We can only hope that before the end of the three-year suspension period of Adamu, some level of sanity would have returned to our football at the home front, and will serve as a lesson and deterrent to others in this country who see Sports as a means of making stupendous money, and that the right people will be in the right place, to save our moribund and comatose sports, especially football. We have been sick and tired of Adamu’s interference and stranglehold on Nigerian sport for 20 inefficient and corruption-ridden years. His greed, which knows no bound, has been his downfall, and I am pleased to say, it serves him right.

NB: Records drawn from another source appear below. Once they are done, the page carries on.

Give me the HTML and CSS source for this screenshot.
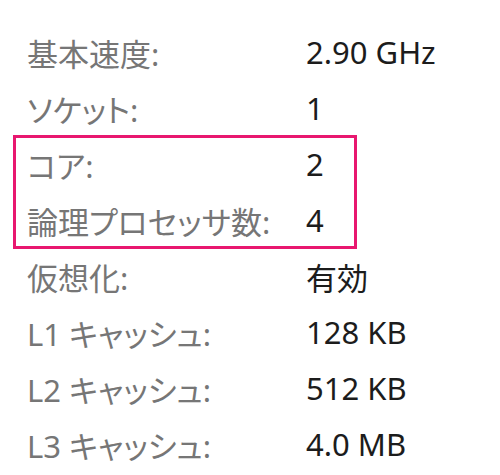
FILE: index.html
```html
<!DOCTYPE html>
<html lang="ja">
  <head>
    <meta charset="UTF-8" />
    <title>CPU</title>
    <link rel="stylesheet" href="styles.css">
  </head>
  <body>
    <div class="specs">
      <div class="row"><span class="label">基本速度:</span><span class="value">2.90 GHz</span></div>
      <div class="row"><span class="label">ソケット:</span><span class="value">1</span></div>
      <!-- highlighted group -->
      <div class="group">
        <div class="row"><span class="label">コア:</span><span class="value">2</span></div>
        <div class="row"><span class="label">論理プロセッサ数:</span><span class="value">4</span></div>
      </div>
      <div class="row"><span class="label">仮想化:</span><span class="value">有効</span></div>
      <div class="row"><span class="label">L1 キャッシュ:</span><span class="value">128 KB</span></div>
      <div class="row"><span class="label">L2 キャッシュ:</span><span class="value">512 KB</span></div>
      <div class="row"><span class="label">L3 キャッシュ:</span><span class="value">4.0 MB</span></div>
    </div>
  </body>
</html>
```

FILE: styles.css
```css
body {
  margin: 0;
  background-color: #fff;
  font-family: "Noto Sans", "Noto Sans CJK JP", sans-serif;
}
.specs {
  padding-top: 24px;
}
.row {
  display: grid;
  grid-template-columns: 279px auto;
  height: 56px;
  align-items: center;
  padding-left: 27px;
  font-size: 31px;
}
.label {
  color: #767676;
  font-feature-settings: "palt";
}
.value {
  color: #1c1c1c;
}
.group {
  width: 342px;
  margin-left: 14px;
  outline: 3px solid #e8176f;
  outline-offset: -2px;
}
.group .row {
  padding-left: 13px;
}
```
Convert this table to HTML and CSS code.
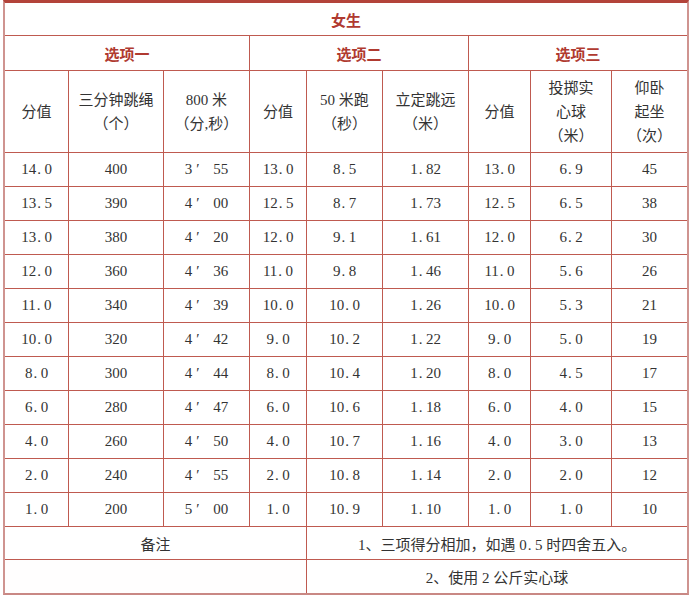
FILE: index.html
```html
<!DOCTYPE html>
<html lang="zh-CN">
<head>
<meta charset="utf-8">
<title>女生</title>
<link rel="stylesheet" href="styles.css">
</head>
<body>
<table class="score">
  <colgroup>
    <col class="c1"><col class="c2"><col class="c3"><col class="c4"><col class="c5"><col class="c6"><col class="c7"><col class="c8"><col class="c9">
  </colgroup>
  <tr class="r-title"><th colspan="9" class="last">女生</th></tr>
  <tr class="r-group">
    <th colspan="3">选项一</th>
    <th colspan="3">选项二</th>
    <th colspan="3" class="last">选项三</th>
  </tr>
  <tr class="r-head">
    <td>分值</td>
    <td>三分钟跳绳<br>（个）</td>
    <td>800 米<br>（分,秒）</td>
    <td>分值</td>
    <td>50 米跑<br>（秒）</td>
    <td>立定跳远<br>（米）</td>
    <td>分值</td>
    <td>投掷实<br>心球<br>（米）</td>
    <td class="last">仰卧<br>起坐<br>（次）</td>
  </tr>
  <tr class="r-data"><td>14<i>.</i>0</td><td>400</td><td>3<i class="m">′</i>55</td><td>13<i>.</i>0</td><td>8<i>.</i>5</td><td>1<i>.</i>82</td><td>13<i>.</i>0</td><td>6<i>.</i>9</td><td class="last">45</td></tr>
  <tr class="r-data"><td>13<i>.</i>5</td><td>390</td><td>4<i class="m">′</i>00</td><td>12<i>.</i>5</td><td>8<i>.</i>7</td><td>1<i>.</i>73</td><td>12<i>.</i>5</td><td>6<i>.</i>5</td><td class="last">38</td></tr>
  <tr class="r-data"><td>13<i>.</i>0</td><td>380</td><td>4<i class="m">′</i>20</td><td>12<i>.</i>0</td><td>9<i>.</i>1</td><td>1<i>.</i>61</td><td>12<i>.</i>0</td><td>6<i>.</i>2</td><td class="last">30</td></tr>
  <tr class="r-data"><td>12<i>.</i>0</td><td>360</td><td>4<i class="m">′</i>36</td><td>11<i>.</i>0</td><td>9<i>.</i>8</td><td>1<i>.</i>46</td><td>11<i>.</i>0</td><td>5<i>.</i>6</td><td class="last">26</td></tr>
  <tr class="r-data"><td>11<i>.</i>0</td><td>340</td><td>4<i class="m">′</i>39</td><td>10<i>.</i>0</td><td>10<i>.</i>0</td><td>1<i>.</i>26</td><td>10<i>.</i>0</td><td>5<i>.</i>3</td><td class="last">21</td></tr>
  <tr class="r-data"><td>10<i>.</i>0</td><td>320</td><td>4<i class="m">′</i>42</td><td>9<i>.</i>0</td><td>10<i>.</i>2</td><td>1<i>.</i>22</td><td>9<i>.</i>0</td><td>5<i>.</i>0</td><td class="last">19</td></tr>
  <tr class="r-data"><td>8<i>.</i>0</td><td>300</td><td>4<i class="m">′</i>44</td><td>8<i>.</i>0</td><td>10<i>.</i>4</td><td>1<i>.</i>20</td><td>8<i>.</i>0</td><td>4<i>.</i>5</td><td class="last">17</td></tr>
  <tr class="r-data"><td>6<i>.</i>0</td><td>280</td><td>4<i class="m">′</i>47</td><td>6<i>.</i>0</td><td>10<i>.</i>6</td><td>1<i>.</i>18</td><td>6<i>.</i>0</td><td>4<i>.</i>0</td><td class="last">15</td></tr>
  <tr class="r-data"><td>4<i>.</i>0</td><td>260</td><td>4<i class="m">′</i>50</td><td>4<i>.</i>0</td><td>10<i>.</i>7</td><td>1<i>.</i>16</td><td>4<i>.</i>0</td><td>3<i>.</i>0</td><td class="last">13</td></tr>
  <tr class="r-data"><td>2<i>.</i>0</td><td>240</td><td>4<i class="m">′</i>55</td><td>2<i>.</i>0</td><td>10<i>.</i>8</td><td>1<i>.</i>14</td><td>2<i>.</i>0</td><td>2<i>.</i>0</td><td class="last">12</td></tr>
  <tr class="r-data"><td>1<i>.</i>0</td><td>200</td><td>5<i class="m">′</i>00</td><td>1<i>.</i>0</td><td>10<i>.</i>9</td><td>1<i>.</i>10</td><td>1<i>.</i>0</td><td>1<i>.</i>0</td><td class="last">10</td></tr>
  <tr class="r-note1">
    <td colspan="4">备注</td>
    <td colspan="5" class="last">1、三项得分相加，如遇 0<i>.</i>5 时四舍五入。</td>
  </tr>
  <tr class="r-note2">
    <td colspan="4" class="blank"></td>
    <td colspan="5" class="last">2、使用 2 公斤实心球</td>
  </tr>
</table>
</body>
</html>
```

FILE: styles.css
```css
html, body {
  margin: 0;
  padding: 0;
  background: #ffffff;
}

.score {
  margin-left: 3px;
  border-collapse: separate;
  border-spacing: 0;
  table-layout: fixed;
  width: 686px;
  border-top: 3px solid #b3433a;
  border-left: 2px solid #cf9490;
  border-right: 2px solid #cf9490;
  border-bottom: 2px solid #c98884;
  font-family: "Liberation Serif", "Noto Sans CJK SC", serif;
  font-size: 15px;
  color: #333333;
  text-spacing-trim: space-all;
}

.c1 { width: 64px; }
.c2 { width: 95px; }
.c3 { width: 86px; }
.c4 { width: 57px; }
.c5 { width: 76px; }
.c6 { width: 86px; }
.c7 { width: 62px; }
.c8 { width: 81px; }
.c9 { width: 75px; }

.score th,
.score td {
  box-sizing: border-box;
  padding: 0;
  text-align: center;
  vertical-align: middle;
  border-right: 1px solid #bf5a50;
  border-bottom: 1px solid #bf5a50;
}

.score .last {
  border-right: none;
}

.score th {
  font-family: "Noto Sans CJK SC", sans-serif;
  font-weight: 700;
  color: #b03a30;
  font-size: 15px;
}

.r-title th { height: 33px; }
.r-group th { height: 35px; }
.r-head td {
  height: 82px;
  line-height: 24px;
}
.r-data td { height: 34px; }
.r-note1 td { height: 33px; }
.r-note2 td {
  height: 33px;
  border-bottom: none;
}
.r-note2 .blank {
  background: #fffefe;
}

.score i {
  font-style: normal;
  display: inline-block;
  width: 0.55em;
  text-align: left;
  padding-left: 1px;
  box-sizing: border-box;
}

.score i.m {
  width: 21px;
  padding-left: 4px;
}
```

I am someone who has been expecting him to come a cropper for a long time, and he has.
Now that the shit has hit the fan for him, because typically of a greedy man, he would never know when to stop, we may now know how much Adamu made from COJA 2003 when he was the main man in charge, including some highly-placed people in Obasanjo’s government who put a new meaning into “scamming the government”.
The files must be re-opened to ascertain the truth and the EFCC had better have the will and determination to verify them. It is a shame for Amos Adamu to be indicted by FIFA’s disciplinary committee. It is also a shame for our country, Nigeria, that such a highly placed official should be ensnared in such a naïve way, but the positive side is that God is taking out these corrupt people ruining our country one by one. The people Adamu forced on us in the NFF are now facing a battle not to be prosecuted and sent to jail by the EFCC. Do I shed a tear? No way! Them what has gets!
Amos Adamu has brought the name of the country into further disrepute, and should be made to face the consequences and the punishment back home in Nigeria (He has been out of the country since the story of his most recent, and I hope, final gross misconduct broke), and let the whole world know that we are serious about eradicating corruption.
Nemesis will always catch up with the greedy and the corrupt. It’s just a matter of time. Long-throat no good at all!